Pyne: No I think it doesn’t.  It doesn’t disenfranchise anyone to require identification for enrolment.  Young people who want to enrol, people who move address they know their responsibility, it’s worked for a 112 years, suddenly Labor thinks “we’re behind in the polls, why don’t we do something to trick the voter. Let’s rort the roll, let’s get an advantage over the Coalition.”  They have been doing it for decades and of course this is their latest iteration.

Gilbert: It’s now, just finally on this issue that I began the program with, the 20th anniversary of the Keating speech, the Redfern Speech on indigenous recognition.  Noel Pearson today in the Australian again describes this as an important starting point in the journey to reconciliation, do you agree with him on that?

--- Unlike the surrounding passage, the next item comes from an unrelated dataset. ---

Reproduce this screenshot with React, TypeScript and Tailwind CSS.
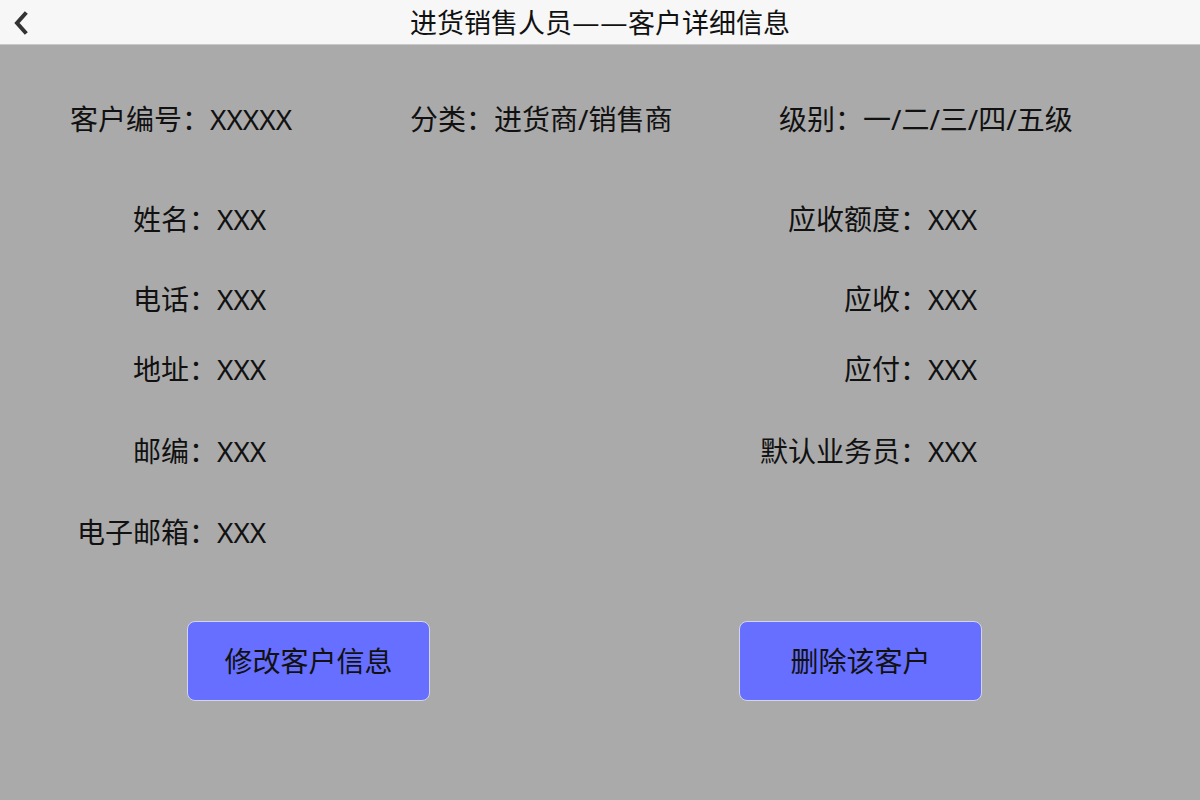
const rows = [
  { l: "姓名：", lv: "XXX", r: "应收额度：", rv: "XXX", mt: "mt-[60px]" },
  { l: "电话：", lv: "XXX", r: "应收：", rv: "XXX", mt: "mt-[40px]" },
  { l: "地址：", lv: "XXX", r: "应付：", rv: "XXX", mt: "mt-[30px]" },
  { l: "邮编：", lv: "XXX", r: "默认业务员：", rv: "XXX", mt: "mt-[42px]" },
  { l: "电子邮箱：", lv: "XXX", r: "", rv: "", mt: "mt-[41px]" },
];

const App = () => {
  return (
    <div className="w-[1200px] h-[800px] bg-[#aaaaaa] text-[#111] font-['Noto_Sans','Noto_Sans_CJK_SC',sans-serif] overflow-hidden">
      {/* header */}
      <div className="h-[45px] bg-[#f7f7f7] border-b border-[#c9c9c9] flex items-center relative">
        <button className="absolute left-[8px] top-[10px] w-[24px] h-[26px] flex items-center justify-center">
          <svg width="16" height="24" viewBox="0 0 16 24">
            <polyline points="13,3 5,12 13,21" fill="none" stroke="#333" strokeWidth="4" strokeLinecap="square" />
          </svg>
        </button>
        <div className="w-full text-center text-[27px] leading-[44px] font-['Noto_Sans_CJK_SC',sans-serif]">
          进货销售人员
          <span className="inline-block w-[28px] text-center scale-x-[1.15]">—</span>
          <span className="inline-block w-[28px] text-center scale-x-[1.15]">—</span>
          客户详细信息
        </div>
      </div>

      {/* top row */}
      <div className="mt-[54px] h-[40px] flex items-center pl-[70px] text-[28px] leading-[40px]">
        <div className="w-[340px]">客户编号：XXXXX</div>
        <div className="w-[369px]">分类：进货商/销售商</div>
        <div>级别：一/二/三/四/五级</div>
      </div>

      {/* detail rows */}
      {rows.map((row, i) => (
        <div key={i} className={`${row.mt} h-[40px] grid grid-cols-[217px_511px_200px_1fr] text-[28px] leading-[40px]`}>
          <div className="text-right whitespace-nowrap">{row.l}</div>
          <div>{row.lv}</div>
          <div className="text-right whitespace-nowrap">{row.r}</div>
          <div>{row.rv}</div>
        </div>
      ))}

      {/* buttons */}
      <div className="mt-[69px] flex">
        <button className="ml-[187px] w-[243px] h-[80px] rounded-[8px] bg-[#666fff] border border-[#d4d4e8] text-[28px] text-[#111]">
          修改客户信息
        </button>
        <button className="ml-[309px] w-[243px] h-[80px] rounded-[8px] bg-[#666fff] border border-[#d4d4e8] text-[28px] text-[#111]">
          删除该客户
        </button>
      </div>
    </div>
  );
};

export default App;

Pyne: I think a lot has changed in the last 20 years and I think a lot of it can be pegged back to the speech by Paul Keating at Redfern, 20 years ago today and I think it was a landmark event and I hope to think, I like to think that much has changed in 20 years to improve the lives of Indigenous Australians, but there is a lot more that should be done and can be done.

Gilbert: So you think that in terms of the symbolism and the importance of that, I think the 24th Prime Minister in the Nation’s history making that statement at that time was long overdue.

Pyne: Well, faith and good works are both important Kieran, so symbolism and practical action are both important.  The symbol of recognising the dramatic impact of white settlement on indigenous populations was a necessary speech to give, a necessary mea culpa to give, if you like, for the Prime Minister on behalf of white Australians.  That was followed up of course with the apology and much in between that time of practical action undertaken by the Howard Government to improve health, housing, employment and education for indigenous people and that Tony Abbott of course has a very genuine personal commitment to Indigenous Australians and works every year in Cape York for a week or two as a volunteer, as we know.  So if he’s elected, he’ll continue that important improvement in Indigenous people’s lives.

Gilbert: Mr Pyne, thanks for your time.